Ketidaksesuaian temporal ini menghasilkan kekosongan regulasi yang dapat dieksploitasi untuk tujuan berbahaya sambil secara bersamaan menciptakan ketidakpastian yang dapat menghambat inovasi bermanfaat. Tantangan ini semakin diperumit oleh sifat global teknologi digital, yang beroperasi melintasi batas yurisdiksi dan menantang konsep tradisional kedaulatan teritorial.

Kerangka hukum saat ini menghadapi tiga tantangan yang saling terkait dalam mengatur AI generatif dan teknologi yang muncul.

Pertama, pendekatan regulasi ex-post tradisional terbukti tidak memadai ketika diterapkan pada teknologi yang berkembang pesat yang dapat menghasilkan dampak di seluruh masyarakat sebelum regulator dapat merespons secara efektif.

Kedua, kompleksitas teknis sistem AI menciptakan hambatan signifikan untuk pengawasan yang efektif, karena pembuat kebijakan dan otoritas yudikatif sering kali kekurangan pengetahuan khusus yang diperlukan untuk mengevaluasi operasi algoritma dan implikasi sosialnya.

Ketiga, ketegangan antara promosi inovasi dan perlindungan hak menciptakan dilema kebijakan, karena regulasi yang terlalu restriktif dapat menghambat pengembangan teknologi yang bermanfaat sementara regulasi yang tidak memadai mengekspos populasi pada bahaya signifikan.

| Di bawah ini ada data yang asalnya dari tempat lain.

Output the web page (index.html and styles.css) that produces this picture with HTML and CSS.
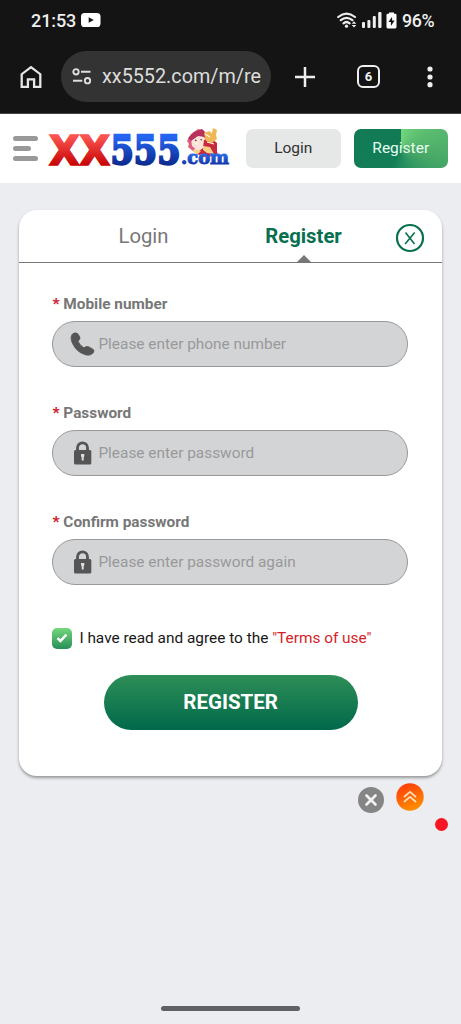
FILE: index.html
```html
<!DOCTYPE html>
<html lang="en">
<head>
<meta charset="utf-8">
<meta name="viewport" content="width=device-width">
<title>XX555 Register</title>
<link rel="stylesheet" href="styles.css">
</head>
<body>
<div class="browser">
  <div class="status">
    <span class="clock">21:53</span>
    <svg class="youtube" width="20" height="14" viewBox="0 0 20 14"><rect width="19.5" height="14" rx="3.6" fill="#fff"/><path d="M7.7 4.2 12.8 7 7.7 9.8z" fill="#141414"/></svg>
    <span class="spacer"></span>
    <svg class="wifi" width="20" height="17" viewBox="0 0 20 17" fill="none" stroke="#eee" stroke-linecap="round"><path d="M1.2 5Q9.5-1.7 18 5M3.8 8.2Q9.5 3.4 15.4 8.2M6.5 11.3Q9.5 8.7 12.6 11.3" stroke-width="2.2"/><circle cx="9.5" cy="14.2" r="1.6" fill="#eee" stroke="none"/><path d="m14.7 11.700 2.300-2.500 2.300 2.500zM14.700 13l2.300 2.500 2.300-2.500z" fill="#eee" stroke="none"/></svg>
    <svg class="signal" width="20" height="16" viewBox="0 0 20 16" fill="#eee"><rect y="10" width="3" height="6" rx="1"/><rect x="5.4" y="8" width="3" height="8" rx="1"/><rect x="10.8" y="4" width="3" height="12" rx="1"/><rect x="16.2" width="3.3" height="16" rx="1"/></svg>
    <svg class="battery" width="11" height="17" viewBox="0 0 11 17"><path d="M3 1.8V.5h5v1.3h1.2q1.3 0 1.3 1.3v12q0 1.3-1.3 1.3H1.8Q.5 16.400.5 15.100V3.100Q.5 1.800 1.800 1.800z" fill="#fff"/><path d="M6.100 4.700 2.500 9.900h2.400v4L8.600 8.500H6.100z" fill="#141414"/></svg>
    <span class="charge">96%</span>
  </div>
  <div class="toolbar">
    <svg class="home" width="22" height="24" viewBox="0 0 22 24" fill="none" stroke="#e6e6e6" stroke-width="2.3"><path d="M1.700 21.800V9.200L11 2.200l9.300 7v12.600h-6.200v-7.500H7.900v7.500z"/></svg>
    <div class="address">
      <svg width="20" height="17" viewBox="0 0 20 17" fill="none" stroke="#ddd" stroke-width="1.900"><circle cx="4" cy="3.800" r="2.700"/><path d="M9 3.800h9.500M1 12.700h9.300"/><circle cx="15.500" cy="12.700" r="2.700"/></svg>
      <span>xx5552.com/m/re</span>
    </div>
    <svg class="plus" width="20" height="20" viewBox="0 0 20 20" stroke="#eee" stroke-width="2.500"><path d="M10 0v20M0 10h20"/></svg>
    <div class="tabs-count">6</div>
    <svg class="more" width="6" height="22" viewBox="0 0 6 22" fill="#eee"><circle cx="3" cy="3" r="2.600"/><circle cx="3" cy="11" r="2.600"/><circle cx="3" cy="18.700" r="2.600"/></svg>
  </div>
</div>

<header class="site-header">
  <div class="menu"><i></i><i class="short"></i><i></i></div>
  <svg class="logo" width="184" height="64" viewBox="0 0 184 64">
    <defs>
      <linearGradient id="red" x1="0" y1="0" x2="0" y2="1"><stop offset=".2" stop-color="#fa5350"/><stop offset=".8" stop-color="#c80505"/></linearGradient>
      <linearGradient id="blue" x1="0" y1="0" x2="0" y2="1"><stop offset=".2" stop-color="#2466f2"/><stop offset=".8" stop-color="#0c2c91"/></linearGradient>
      <linearGradient id="blue-small" x1="0" y1="0" x2="0" y2="1"><stop offset=".3" stop-color="#2a6ce8"/><stop offset=".8" stop-color="#1238a8"/></linearGradient>
    </defs>
    <g transform="translate(3 13)">
      <path d="m138 15-2-3 4-7 7-5 5 1 4 5-2 7-7 4-5 5-5-4z" fill="#e05c7c"/>
      <path d="m140 10 9-4 5 3-1 9-6 4-6-5z" fill="#fbe3da"/>
      <path d="m137 9 6-6 8-3 3 3 1 5-8-1-7 5z" fill="#b8305c"/>
      <path d="m153 11 8-1 5 4 0 8 1 5-16 1-6-4 7-5z" fill="#c9283d"/>
      <path d="m153 4 5-2 3 2 1-5 4 2-1 5 1 4-5 4-6-2z" fill="#efb856"/>
      <path d="m152 17 7 1 4 7-7-1-4-3zM143 20l7 2-3 3-5-2z" fill="#f8cf83"/>
      <path d="m154 5 5 3m-15 6 4 1m8-2 7 2" stroke="#fff3d7" stroke-width="1.300"/>
      <path d="m144 11 1.500.8m4-1.300 1.500.5" stroke="#692338" stroke-width="1.300"/>
    </g>
    <text class="logo-text wide" x="1" y="48.800" font-size="40" textLength="61" lengthAdjust="spacingAndGlyphs" fill="url(#red)" stroke="url(#red)" stroke-width="1.700">XX</text>
    <text class="logo-text" x="62.500" y="48" font-size="38.500" textLength="70" lengthAdjust="spacingAndGlyphs" fill="url(#blue)" stroke="url(#blue)" stroke-width="2.300">555</text>
    <text class="logo-text" x="133" y="48.300" font-size="18" textLength="48" lengthAdjust="spacingAndGlyphs" fill="url(#blue-small)" stroke="url(#blue-small)" stroke-width="1">.com</text>
  </svg>
  <button class="head-button">Login</button>
  <button class="head-button head-register">Register</button>
</header>

<main class="page">
  <section class="card">
    <nav class="tabs">
      <span class="tab">Login</span>
      <span class="tab active">Register</span>
      <svg class="close" width="30" height="30" viewBox="0 0 30 30" fill="none" stroke="#08704f"><circle cx="15" cy="15" r="13" stroke-width="2.200"/><path d="m10.500 9.500 9 11.500M19.700 9.500l-9.600 11.500" stroke-width="1.600"/></svg>
    </nav>
    <form class="form">
      <div class="field">
        <label><b>*</b> Mobile number</label>
        <div class="input"><svg width="25" height="24" viewBox="0 0 25 24"><path d="M2.300 2.200Q5.500-.4 8 2L9.900 5.300Q10.500 7.500 8 9 9.500 13.300 14 15.800 16.200 13.800 18.500 14.700L22.700 17Q25.100 18.700 23.100 21 20.500 24 15.500 22.800 7 20.500 2.800 12-.4 5.500 2.300 2.200z" fill="#555" stroke="#555" stroke-width=".8"/></svg><span>Please enter phone number</span></div>
      </div>
      <div class="field">
        <label><b>*</b> Password</label>
        <div class="input"><svg width="25" height="24" viewBox="0 0 25 24"><path d="M7.500 10V6.800a5 5 0 0 1 10 0V10" fill="none" stroke="#555" stroke-width="2.800"/><rect x="4" y="9" width="17.300" height="14.500" rx="1.500" fill="#555"/><path d="M11 13h3.300v2l-.6 1.500V19.500h-2v-3L11 15z" fill="#ddd"/></svg><span>Please enter password</span></div>
      </div>
      <div class="field">
        <label><b>*</b> Confirm password</label>
        <div class="input"><svg width="25" height="24" viewBox="0 0 25 24"><path d="M7.500 10V6.800a5 5 0 0 1 10 0V10" fill="none" stroke="#555" stroke-width="2.800"/><rect x="4" y="9" width="17.300" height="14.500" rx="1.500" fill="#555"/><path d="M11 13h3.300v2l-.6 1.500V19.500h-2v-3L11 15z" fill="#ddd"/></svg><span>Please enter password again</span></div>
      </div>
      <div class="agree">
        <span class="check"><svg width="12" height="10" viewBox="0 0 12 10" fill="none" stroke="#fff" stroke-width="2.500"><path d="M1.500 5.200 4.400 8l6-6.300"/></svg></span>
        <span>I have read and agree to the <em>"Terms of use"</em></span>
      </div>
      <button class="submit" type="button">REGISTER</button>
    </form>
  </section>
  <div class="floating">
    <svg class="dismiss" width="26" height="26" viewBox="0 0 26 26"><circle cx="13" cy="13" r="13" fill="#858585"/><path d="m8.500 8.500 9 9m0-9-9 9" stroke="#f3f3f3" stroke-width="2.600" stroke-linecap="round"/></svg>
    <svg class="top" width="28" height="28" viewBox="0 0 28 28"><defs><linearGradient id="orange" x1=".3" y1="0" x2=".7" y2="1"><stop stop-color="#ff3c08"/><stop offset="1" stop-color="#ff9300"/></linearGradient></defs><circle cx="14" cy="14" r="13.700" fill="url(#orange)"/><path d="m8 14 6-5.200 6 5.200M8 19l6-5.200 6 5.200" fill="none" stroke="#ffe0bd" stroke-width="1.700"/></svg>
    <i class="dot"></i>
  </div>
  <div class="gesture"></div>
</main>
</body>
</html>
```

FILE: styles.css
```css
* { box-sizing: border-box; }
body { margin: 0; width: 461px; height: 1024px; display: flex; flex-direction: column; overflow: hidden; background: #ebedf1; font-family: Roboto, "Liberation Sans", sans-serif; }
svg { display: block; flex: none; }
button { border: 0; padding: 0; font-family: inherit; }
.browser { height: 114px; background: #141414; border-bottom: 1px solid #444; color: #eee; }
.status { height: 40px; display: flex; align-items: center; padding: 0 26px 0 31px; font-size: 18px; font-weight: 500; }
.clock { width: 50px; letter-spacing: -.1px; }
.spacer { flex: 1; }
.signal { margin-left: 5px; }
.battery { margin: 0 5px 0 4px; }
.charge { width: 33px; font-size: 17.800px; letter-spacing: -.3px; }
.toolbar { height: 73px; display: flex; align-items: center; padding: 0 28px 0 20px; }
.address { width: 210px; height: 51px; margin-left: 19px; padding-left: 11px; border-radius: 26px; background: #333; display: flex; align-items: center; gap: 10px; font-size: 19.800px; color: #ddd; white-space: nowrap; overflow: hidden; }
.plus { margin-left: 24px; }
.tabs-count { width: 23px; height: 23px; margin-left: 42px; border: 2.500px solid #eee; border-radius: 6px; display: flex; align-items: center; justify-content: center; font-size: 13px; font-weight: 700; }
.more { margin-left: auto; }
.site-header { height: 69px; background: #fff; display: flex; align-items: center; padding: 0 13px 1px; }
.menu { width: 25px; height: 25px; display: flex; flex-direction: column; justify-content: space-between; }
.menu i { height: 5px; width: 25px; border-radius: 3px; background: #999; }
.menu .short { width: 18px; }
.logo { margin-left: 10px; }
.logo-text { font-family: "DejaVu Serif", serif; font-weight: 700; }
.logo-text.wide { font-family: "DejaVu Sans", sans-serif; }
.head-button { width: 95px; height: 39px; margin-left: 14px; border-radius: 7px; background: #e6e8e7; color: #333; font-size: 15.500px; }
.head-register { margin-left: 13px; color: #e6fff0; background: conic-gradient(from 0deg at 50% 50%, #72d67b, #4aaa68 28%, #299261 45%, #127e57 58%, #127955); }
.page { flex: 1; display: flex; flex-direction: column; padding-top: 27px; }
.card { width: 423px; height: 566px; margin-left: 19px; border-radius: 18px; background: #fff; box-shadow: 0 2px 3px #999; }
.tabs { height: 53px; display: grid; grid-template-columns: 204px 161px 1fr; border-bottom: 1.500px solid #777; }
.tab { display: flex; justify-content: center; align-items: center; color: #777; font-size: 20.300px; }
.tab:first-child { padding-left: 45px; }
.tab.active { color: #08704f; font-weight: 700; position: relative; }
.active::after { content: ""; position: absolute; bottom: 0; border: 7px solid transparent; border-top: 0; border-bottom-color: #777; }
.close { align-self: center; margin-left: 11px; margin-top: 3px; }
.form { padding: 30.200px 33.400px 0; }
.field { height: 108.800px; }
.field label { display: block; height: 28px; line-height: 23px; color: #777; font-size: 15.350px; font-weight: 700; }
.field b { color: #cc2530; }
.input { width: 356px; height: 46px; border: 1.300px solid #999; border-radius: 23px; background: #d3d4d6; display: flex; align-items: center; padding-left: 17px; gap: 3px; color: #999; font-size: 15.400px; }
.agree { display: flex; align-items: center; gap: 7px; height: 23px; margin-top: 7px; font-size: 15.400px; color: #171717; white-space: nowrap; }
.agree em { color: #d41d28; font-style: normal; }
.check { width: 20px; height: 21px; border-radius: 5px; background: linear-gradient(#75d77b, #288f59); display: grid; place-items: center; }
.submit { display: block; width: 254px; height: 55px; margin: 25px 0 0 51.200px; border-radius: 28px; background: linear-gradient(#2e8e57, #00694b); color: #fff; font-size: 20.500px; font-weight: 700; }
.floating { height: 60px; display: flex; align-items: flex-start; padding: 11px 12px 0 358px; }
.top { margin: -4px 0 0 12px; }
.dot { width: 13px; height: 13px; border-radius: 50%; background: #f71622; margin: 31px 0 0 11px; }
.gesture { width: 139px; height: 5px; border-radius: 3px; background: #606166; margin: auto 0 13px 161px; }
```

Proliferasi teknologi deepfake mencontohkan tantangan-tantangan ini. Model AI generatif yang canggih kini dapat menciptakan media sintetis yang sangat realistis yang menggambarkan individu terlibat dalam aktivitas yang tidak pernah mereka lakukan atau membuat pernyataan yang tidak pernah mereka ucapkan.